Bushido is the moral code of the samurai class. Based on Confucian ideas, it originated in the Kamakura period and reached perfection in the Edo period (1603-1867). It puts emphasis on such virtues as loyalty, self-sacrifice, trustworthiness, sense of shame, refined propriety, integrity, austerity, thriftiness, warrior sprit, honor, sentiment, compassion (among samurai), affection for the weak and female, and so forth.

--Why Tokugawa shogunate succeeded as long as 260 years?

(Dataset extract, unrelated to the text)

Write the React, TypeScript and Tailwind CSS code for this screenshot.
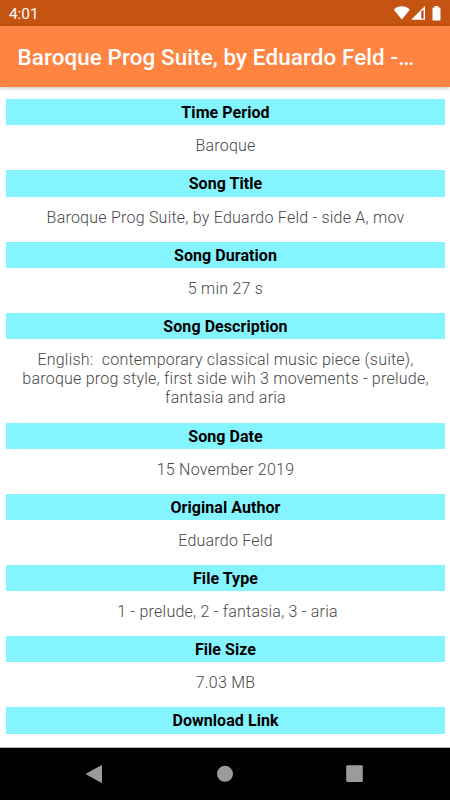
import React from "react";

type Field = {
    label: string;
    lines: string[];
};

const fields: Field[] = [
    { label: "Time Period", lines: ["Baroque"] },
    { label: "Song Title", lines: ["Baroque Prog Suite, by Eduardo Feld - side A, mov"] },
    { label: "Song Duration", lines: ["5 min 27 s"] },
    {
        label: "Song Description",
        lines: [
            "English:  contemporary classical music piece (suite),",
            "baroque prog style, first side wih 3 movements - prelude,",
            "fantasia and aria",
        ],
    },
    { label: "Song Date", lines: ["15 November 2019"] },
    { label: "Original Author", lines: ["Eduardo Feld"] },
    { label: "File Type", lines: [" 1 - prelude, 2 - fantasia, 3 - aria"] },
    { label: "File Size", lines: ["7.03 MB"] },
    { label: "Download Link", lines: [] },
];

function StatusBar() {
    return (
        <div className="h-[26px] shrink-0 bg-[#c55312] flex items-center justify-between pl-[9px] pr-2 text-white">
            <span className="text-[15.5px] leading-none pt-[3px] tracking-[-0.1px]">4:01</span>
            <svg width="50" height="16" viewBox="0 0 50 16" fill="currentColor">
                <path d="M1.8 4.8C5.8 .2 13.8 .2 17.8 4.8L9.8 14.4Z" />
                {/* signal triangle with the hollow end */}
                <path d="M19.2 14.8L33 1v13.8Z" />
                <path d="M29.4 6.5L31.5 4.4v9h-2.1Z" fill="#c5300c" />
                <path d="M42.7 1h3.6v1.4h1.5c.5 0 .7.3.7.7v11.6c0 .5-.3.8-.7.8h-6.6c-.5 0-.7-.3-.7-.8V3.1c0-.4.2-.7.7-.7h1.5Z" />
            </svg>
        </div>
    );
}

function FieldRow({ label, lines }: Field) {
    return (
        <section className="text-center text-[16px]">
            <h2 className="h-[26.2px] pl-px bg-[#84f4ff] font-bold leading-[27px] tracking-[0.06px] text-black">{label}</h2>
            {lines.length > 0 && (
                <div className="pl-px pt-[11px] pb-[14.9px] font-light leading-[19.15px] tracking-[0.23px] text-[#484848] whitespace-pre">
                    {lines.map((line) => (
                        <p key={line}>{line}</p>
                    ))}
                </div>
            )}
        </section>
    );
}

function NavBar() {
    return (
        <nav className="h-[52px] shrink-0 bg-black text-[#9b9b9b]">
            <svg width="450" height="52" viewBox="0 0 450 52" fill="currentColor">
                <path d="M101.2 17.3c.5-.3.8-.1.8.4v16.6c0 .5-.3.7-.8.4L86.3 26.5c-.5-.3-.5-.7 0-1Z" />
                <circle cx="225" cy="25.8" r="8" />
                <rect x="346.2" y="17.3" width="16.6" height="16.6" rx="1" />
            </svg>
        </nav>
    );
}

export default function App() {
    return (
        <div className="w-[450px] h-[800px] overflow-hidden flex flex-col bg-white font-['Roboto',sans-serif]">
            <StatusBar />
            <header className="h-[61px] shrink-0 bg-[#ff8341] flex items-center pl-[17.5px] pt-[3px] shadow-[0_1px_4px_rgba(0,0,0,0.25)]">
                <h1 className="text-[22.4px] font-medium tracking-[0.11px] text-white whitespace-nowrap">
                    Baroque Prog Suite, by Eduardo Feld -…
                </h1>
            </header>
            <main className="flex-1 min-h-0 overflow-hidden pt-[12.25px] px-[5.5px] border-b border-[#b0b0b0]">
                {fields.map((field) => (
                    <FieldRow key={field.label} {...field} />
                ))}
            </main>
            <NavBar />
        </div>
    );
}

The Tokugawa shogunate succeeded in putting a stop to regional conflicts by establishing the shogunate and han (regional domain) system in which the country was divided into many domains each of which a shogun-appointed lord governed. It also implemented a caste system that ranked warriors at the top, followed by farmers, artisans and trademen, and strictly prohibited migration between classes. This gave it total control over the farmers at the core of the country’s rice-dominated economy.

In 1639, the shogunate broke off all relations with foreign countries, prohibited foreign travel and entered an era of isolation. The shogunate-domain political system, along with a land-rice dominated economic system, gave theTokugawa shugunate overwhelming financial power that it used to keep the feudal lords under tight political and military control and maintain a long peaceful period throughout the country. With peace came industrial and commercial development, cultural progress and dramatic advances in education, thus laying the foundation for the ensuing period of development into a modern nation.

--Why did “bushi” used to slit their bellied to commit suicide?

Seppuku is a ritual form of suicide that used to be practiced by members of samurai class to show that they accepted responsibility for their actions. It said to have its beginnings toward the end of the Heian Period, about one thousand years ago.

In expressing respect for someone of high moral character, the Japanese may use the phrase “person of determined and strong stomach.” In feudal times warriors used to respect the abdomen because it was considered to be the receptacle of the spirit, so when they assumed responsibility as warriors for some action or course of conduct and had to die, they would cut open their abdomen.

--What Japanese swords mean to Japanese?

The Japanese sword has a curved blade with a single cutting edge. Made by a special process that include hammer-forging, hardening and quenching hot raw steel made by smelting sand iron, the sword is characterized by its great spring-like toughness and its extremely sharp cutting edge.

As the sword was considered to be the very soul of the samurai and became the symbol of the warrior class, many specimens show superb craftsmanship. Since the end of World War 2, the Japanese sword has come to be regarded sorely as an object of art, often to be treasured for a sense of tranquility found in its cold, serene beauty.

--What was the literacy rate in the Edo period?

High respect for education had become a characteristic of Japanese society from no later than the Edo period (1603-1867), well before the days of rapid modernization that started with the Meiji Restoration in 1867. Study of reading, writing, and arithmetic was widespread during the Edo period, so that about half of the population, including farmers and ordinary townspeople, could read and write by the time of the Restoration. This level of literacy was rare anywhere in the world at the time.